# Adventure Sports Disclaimer



## galwegian44 (31 May 2011)

Can anyone tell me why some outdoor adventure companies require you to sign a disclaimer and others do not. Last year I was paintballing and was asked to sign a disclaimer while I wasn't asked to sign when doing various water adventure sports or quad biking.

I was somewhat reluctant to sign the disclaimer for the paintballing but a colleague of mine reassured us that we couldn't sign our rights away so we went ahead. Thankfully no injuries except some painful close shots and dented pride!

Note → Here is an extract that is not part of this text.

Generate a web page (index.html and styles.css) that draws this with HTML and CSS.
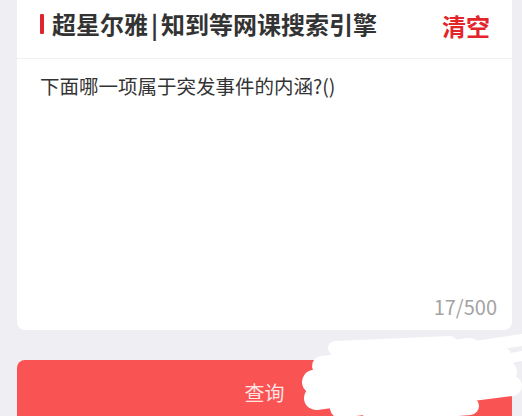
FILE: index.html
```html
<!DOCTYPE html>
<html lang="zh-CN">
<head>
<meta charset="utf-8">
<link rel="stylesheet" href="styles.css">
</head>
<body>
<div class="page">
  <div class="card">
    <div class="header">
      <div class="title"><span class="mark"></span><span>超星尔雅<span class="sep">|</span>知到等网课搜索引擎</span></div>
      <div class="clear">清空</div>
    </div>
    <div class="body">
      <div class="question">下面哪一项属于突发事件的内涵?()</div>
      <div class="counter">17/500</div>
    </div>
  </div>
  <div class="button">查询</div>
</div>
<svg class="scribble" width="522" height="416" viewBox="0 0 522 416">
  <g stroke="#ffffff" stroke-linecap="round" fill="none">
    <path d="M335 348 L450 343" stroke-width="14"/>
    <path d="M322 366 L470 348" stroke-width="20"/>
    <path d="M314 382 L500 358" stroke-width="24"/>
    <path d="M316 398 L505 372" stroke-width="24"/>
    <path d="M340 408 L512 386" stroke-width="20"/>
    <path d="M372 414 L470 406" stroke-width="18"/>
    <path d="M455 350 L522 340" stroke-width="12"/>
    <path d="M470 366 L522 356" stroke-width="10"/>
  </g>
</svg>
</body>
</html>
```

FILE: styles.css
```css
html, body {
  margin: 0;
  padding: 0;
}
body {
  background: #eeeef3;
  width: 522px;
  height: 416px;
  overflow: hidden;
  position: relative;
  font-family: "Noto Sans CJK SC", "Noto Sans", sans-serif;
}
.page {
  padding: 0 10px 0 17px;
}
.card {
  background: #ffffff;
  border-radius: 0 0 8px 8px;
  width: 495px;
}
.header {
  display: flex;
  justify-content: space-between;
  align-items: center;
  box-sizing: border-box;
  height: 59px;
  padding: 0 22px 10px 23px;
  border-bottom: 1px solid #f1f1f3;
}
.title {
  display: flex;
  align-items: center;
  font-size: 24px;
  font-weight: bold;
  color: #333333;
  line-height: 28px;
}
.sep {
  margin: 0 3px;
}
.mark {
  width: 4px;
  height: 20px;
  background: #e0262b;
  margin-right: 8px;
  border-radius: 1px;
}
.clear {
  font-size: 24px;
  font-weight: bold;
  color: #e3242a;
  line-height: 28px;
  margin-top: 3px;
}
.body {
  height: 271px;
  box-sizing: border-box;
  padding: 13px 15px 9px 23px;
  display: flex;
  flex-direction: column;
  justify-content: space-between;
}
.question {
  font-size: 19.5px;
  line-height: 28px;
  color: #333333;
}
.counter {
  align-self: flex-end;
  font-size: 20px;
  line-height: 28px;
  color: #a3a3a3;
}
.button {
  margin-top: 30px;
  width: 495px;
  height: 64px;
  border-radius: 8px;
  background: #f95353;
  color: rgba(255, 255, 255, 0.85);
  font-size: 20px;
  display: flex;
  align-items: center;
  justify-content: center;
}
.scribble {
  position: absolute;
  left: 0;
  top: 0;
}
```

Anyway, what are people's opinions on this, am I ok signing such disclaimers and why do some companies require them when others don't?

Thanks in advance.


----------



## hfp (2 Jun 2011)

I'm not a legal expert, but as far as I am aware disclaimers don't have much value if a company has been negligent but protect the company where an injury occurs in the normal course of the activity.  Eg, you're paintballing and you fall over and twist your ankle - in this case you would have no recourse to sue as this would be an accepted risk, however if your gun malfunctions and injures you, you would still be able to sue, as this would be a case of the company not maintaining its equipment and the disclaimer would not be valid, as they would have been negligent.  I may stand corrected though!!


----------



## peteb (2 Jun 2011)

+1


----------



## computerman (3 Jun 2011)

My kids are in a local club, and we took them rollerskating late last year. All the kids had to have the disclamer form filled in (by a parent) before they were allowed on the rink.  I was there my self and filled in my kids form on the spot.
Thirty seconds later my kid (out of 42 kids) fell backwards off the skates and banged her head.
While she was dazed for a while and unable to partake in the rest of the activities she was ok.
It was only then I considered the rights and wrongs of signing the disclaimer.  
I think if a child suffered a major trauma, at the event, both the club and the skate company would be jointly liable.


----------



## RoyRover (12 Jun 2011)

computerman said:


> My kids are in a local club, and we took them rollerskating late last year. All the kids had to have the disclamer form filled in (by a parent) before they were allowed on the rink. I was there my self and filled in my kids form on the spot.
> Thirty seconds later my kid (out of 42 kids) fell backwards off the skates and banged her head.
> While she was dazed for a while and unable to partake in the rest of the activities she was ok.
> It was only then I considered the rights and wrongs of signing the disclaimer.
> I think if a child suffered a major trauma, at the event, both the club and the skate company would be jointly liable.


 
But you don't feel, as a parent, that you have any liability for allowing your child to engage in such a perilous activity? 

Where there's blame, there's a claim....


----------